● **STORED DATA**:
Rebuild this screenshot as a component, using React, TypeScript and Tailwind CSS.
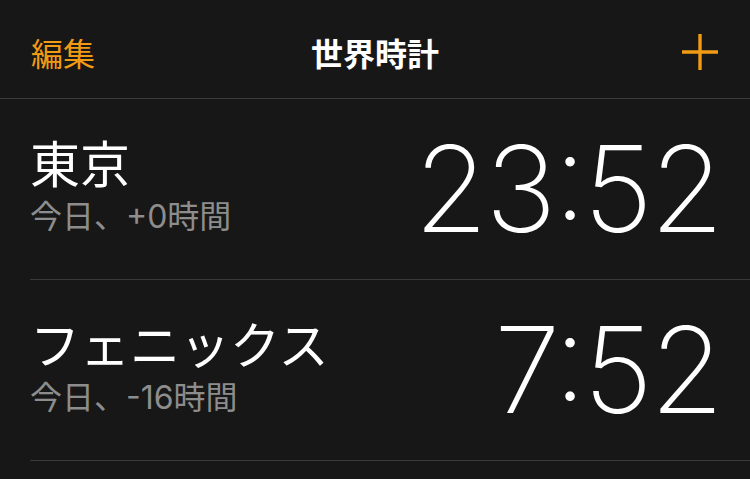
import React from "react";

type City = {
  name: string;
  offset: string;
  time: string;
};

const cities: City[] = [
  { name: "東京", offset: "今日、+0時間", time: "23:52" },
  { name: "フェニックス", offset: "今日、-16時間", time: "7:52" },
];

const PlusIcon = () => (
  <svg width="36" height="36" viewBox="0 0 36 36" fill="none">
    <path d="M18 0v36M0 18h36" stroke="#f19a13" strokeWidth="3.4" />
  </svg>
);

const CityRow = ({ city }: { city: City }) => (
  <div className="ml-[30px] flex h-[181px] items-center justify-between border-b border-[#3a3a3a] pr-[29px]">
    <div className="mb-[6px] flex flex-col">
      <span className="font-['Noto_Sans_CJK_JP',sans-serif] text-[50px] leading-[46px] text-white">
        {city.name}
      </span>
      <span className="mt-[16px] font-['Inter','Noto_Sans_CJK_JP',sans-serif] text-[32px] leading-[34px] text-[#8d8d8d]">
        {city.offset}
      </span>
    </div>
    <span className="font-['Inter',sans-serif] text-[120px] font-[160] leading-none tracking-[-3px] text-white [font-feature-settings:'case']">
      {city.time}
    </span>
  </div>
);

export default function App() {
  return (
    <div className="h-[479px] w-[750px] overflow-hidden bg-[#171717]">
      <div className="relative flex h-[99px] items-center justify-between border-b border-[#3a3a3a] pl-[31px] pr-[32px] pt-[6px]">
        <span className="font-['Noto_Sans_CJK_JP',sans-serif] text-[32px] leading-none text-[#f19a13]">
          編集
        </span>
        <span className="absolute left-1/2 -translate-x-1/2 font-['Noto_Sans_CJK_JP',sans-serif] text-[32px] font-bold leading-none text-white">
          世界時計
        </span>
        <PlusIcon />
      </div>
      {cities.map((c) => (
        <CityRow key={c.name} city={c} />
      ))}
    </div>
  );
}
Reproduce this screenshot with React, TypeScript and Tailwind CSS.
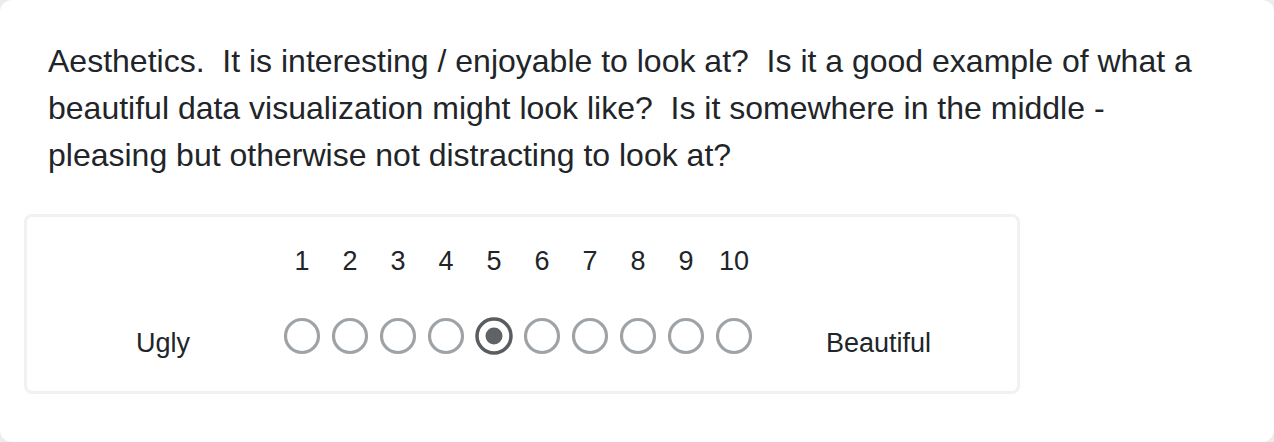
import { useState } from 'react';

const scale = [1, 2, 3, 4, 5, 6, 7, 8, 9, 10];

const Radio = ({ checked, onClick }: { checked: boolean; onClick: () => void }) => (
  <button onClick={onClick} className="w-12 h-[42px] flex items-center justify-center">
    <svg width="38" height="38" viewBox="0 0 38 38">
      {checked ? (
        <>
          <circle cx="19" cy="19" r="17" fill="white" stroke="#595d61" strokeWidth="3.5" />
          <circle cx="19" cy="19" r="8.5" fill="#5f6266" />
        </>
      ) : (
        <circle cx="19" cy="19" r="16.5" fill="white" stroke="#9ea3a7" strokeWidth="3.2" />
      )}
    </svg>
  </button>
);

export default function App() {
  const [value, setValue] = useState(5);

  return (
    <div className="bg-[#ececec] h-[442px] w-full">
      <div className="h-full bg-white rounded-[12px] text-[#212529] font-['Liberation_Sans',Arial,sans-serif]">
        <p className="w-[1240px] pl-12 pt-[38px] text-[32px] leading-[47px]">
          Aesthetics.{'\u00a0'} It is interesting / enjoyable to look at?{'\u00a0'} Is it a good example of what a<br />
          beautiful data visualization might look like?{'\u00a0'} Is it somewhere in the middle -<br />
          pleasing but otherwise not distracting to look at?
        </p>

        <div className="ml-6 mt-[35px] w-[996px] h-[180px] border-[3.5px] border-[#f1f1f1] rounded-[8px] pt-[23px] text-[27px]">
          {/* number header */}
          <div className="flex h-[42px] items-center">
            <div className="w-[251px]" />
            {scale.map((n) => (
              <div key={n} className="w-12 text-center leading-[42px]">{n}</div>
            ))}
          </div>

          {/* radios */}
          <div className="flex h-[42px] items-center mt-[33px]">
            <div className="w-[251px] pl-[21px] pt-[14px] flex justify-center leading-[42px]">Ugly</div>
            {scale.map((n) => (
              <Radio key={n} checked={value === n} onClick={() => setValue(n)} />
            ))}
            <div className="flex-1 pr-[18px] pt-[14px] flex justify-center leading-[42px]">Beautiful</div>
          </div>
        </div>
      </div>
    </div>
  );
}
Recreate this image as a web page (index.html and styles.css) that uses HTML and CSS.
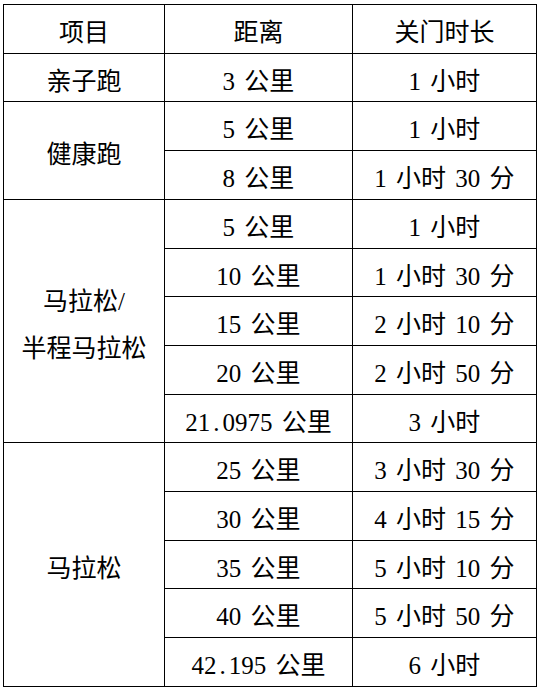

● **EXERCISE**:
Each line in the listing above that contains "this" should be copied.

● **CORRECT ANSWER**:
Rebuild this screenshot as a component, using React, TypeScript and Tailwind CSS.
Reproduce this screenshot with React, TypeScript and Tailwind CSS.
Recreate this image as a web page (index.html and styles.css) that uses HTML and CSS.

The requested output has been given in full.